Her failures are hard to comprehend, actually—so great is their magnitude, so dismal the state of world order and American deterrence and prestige—it’s hard to face the fact that she is more likely than anyone to be the next president of the United States.

How does she do it, how is she able to flit above the incompetence and dissimulation and money-grubbing, from one benefit and tribute and resume-enhancing post to the next? Valuing political expediency above all surely helps. But there is also her ability to exploit the liberal dissociation of intention and result, her manner of so overwhelming liberals with statements of compassion and resolve and determination to combat inequity that they never end up paying attention to what she actually did with all that power and cash.

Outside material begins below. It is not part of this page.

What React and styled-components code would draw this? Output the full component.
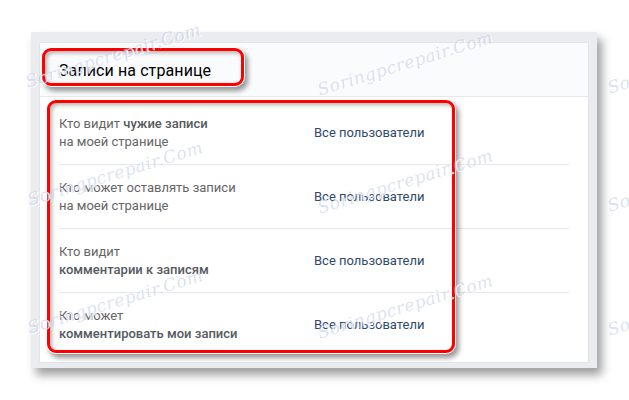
import React from "react";
import styled, { createGlobalStyle } from "styled-components";

const Global = createGlobalStyle`
  html, body { margin: 0; padding: 0; background: #ffffff; }
  body { font-family: Roboto, "Open Sans", Arial, sans-serif; width: 629px; height: 400px; overflow: hidden; }
`;

const Page = styled.div`
  position: relative;
  width: 629px;
  height: 400px;
  padding: 32px 32px 0 31px;
  box-sizing: border-box;
`;

const Frame = styled.div`
  width: 566px;
  height: 336px;
  box-sizing: border-box;
  background: #ebecef;
  padding: 10px 8px 5px 8px;
  box-shadow: 5px 7px 9px rgba(0, 0, 0, 0.38);
`;

const Card = styled.div`
  height: 100%;
  box-sizing: border-box;
  background: #ffffff;
  border: 1px solid #e3e4e8;
  border-radius: 2px;
  display: flex;
  flex-direction: column;
`;

const Header = styled.div`
  position: relative;
  height: 54px;
  flex: none;
  box-sizing: border-box;
  background: #fafbfc;
  border-bottom: 1px solid #e7e8ec;
  display: flex;
  align-items: center;
  padding-left: 19px;
  padding-top: 1px;
`;

const Title = styled.h2`
  margin: 0;
  font-size: 16px;
  font-weight: 400;
  color: #000000;
  letter-spacing: 0.1px;
`;

const Highlight = styled.div`
  position: absolute;
  left: ${(p) => p.$left}px;
  top: ${(p) => p.$top}px;
  width: ${(p) => p.$width}px;
  height: ${(p) => p.$height}px;
  box-sizing: border-box;
  border: 3px solid #ff0000;
  border-radius: 9px;
  box-shadow: 0 0 0 1px #ffffff, 3px 4px 5px 1px rgba(0, 0, 0, 0.4),
    inset 2px 2px 4px rgba(0, 0, 0, 0.3);
  pointer-events: none;
  z-index: 2;
`;

const List = styled.div`
  position: relative;
  padding: 4px 19px 0 19px;
`;

const Row = styled.div`
  display: flex;
  align-items: center;
  height: 64px;
  box-sizing: border-box;
  border-bottom: ${(p) => (p.$last ? "none" : "1px solid #e7e8ec")};
`;

const Label = styled.div`
  width: 255px;
  flex: none;
  font-size: 13px;
  line-height: 18px;
  color: #656565;
`;

const Strong = styled.span`
  font-weight: 500;
  color: #555a60;
`;

const Value = styled.div`
  font-size: 13px;
  line-height: 18px;
  color: #2f4a6b;
`;

const Watermarks = styled.div`
  position: absolute;
  inset: 0;
  pointer-events: none;
  z-index: 5;
  overflow: hidden;
`;

const Mark = styled.span`
  position: absolute;
  left: ${(p) => p.$x}px;
  top: ${(p) => p.$y}px;
  font-family: "DejaVu Serif", "Liberation Serif", serif;
  font-style: italic;
  font-size: 17px;
  letter-spacing: 0.5px;
  color: rgba(170, 184, 225, 0.42);
  text-shadow: 1px 1px 0 rgba(255, 255, 255, 0.9);
  transform: rotate(-17deg);
  transform-origin: left center;
  white-space: nowrap;
`;

const rows = [
  { label: <>Кто видит <Strong>чужие записи</Strong><br />на моей странице</> },
  { label: <>Кто может оставлять записи<br />на моей странице</> },
  { label: <>Кто видит<br /><Strong>комментарии к записям</Strong></> },
  { label: <>Кто может<br /><Strong>комментировать мои записи</Strong></> },
];

const marks = [
  { x: 26, y: 72 },
  { x: 318, y: 80 },
  { x: 608, y: 78 },
  { x: 28, y: 190 },
  { x: 318, y: 198 },
  { x: 608, y: 196 },
  { x: 28, y: 318 },
  { x: 318, y: 323 },
  { x: 608, y: 320 },
];

export default function App() {
  return (
    <>
      <Global />
      <Page>
        <Frame>
          <Card>
            <Header>
              <Title>Записи на странице</Title>
              <Highlight $left={2} $top={5} $width={202} $height={38} />
            </Header>
            <List>
              {rows.map((r, i) => (
                <Row key={i} $last={i === rows.length - 1}>
                  <Label>{r.label}</Label>
                  <Value>Все пользователи</Value>
                </Row>
              ))}
              <Highlight $left={7} $top={3} $width={408} $height={253} />
            </List>
          </Card>
        </Frame>
        <Watermarks>
          {marks.map((m, i) => (
            <Mark key={i} $x={m.x} $y={m.y}>Soringpcrepair.Com</Mark>
          ))}
        </Watermarks>
      </Page>
    </>
  );
}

"We should create a day," Clinton wrote to an aide while scheduling the Gelb interview. "Meeting w Webb about Burma, McCain/Lieberman/Graham about Af-Pak, etc. Meeting with Mitchell/Holbrooke etc." Hillary Clinton creates her own days, planning with meticulous care her schedule of rehearsed interactions and focus-grouped poses in order to give the public the face she wants it to see at any moment. What made these latest emails shocking and powerful was the degree to which they revealed just how complicit the Washington establishment is in her shaping of perception, her fine-tuning of reputation and stature. What Clinton is seeking in the presidency is the opportunity to create many more days, for many more audiences, all with the purpose of furthering her and her family’s already obscene and unmerited wealth. And no one will bother to care, because life in this fair land is so distractingly pleasant—especially on August mornings in Nantucket.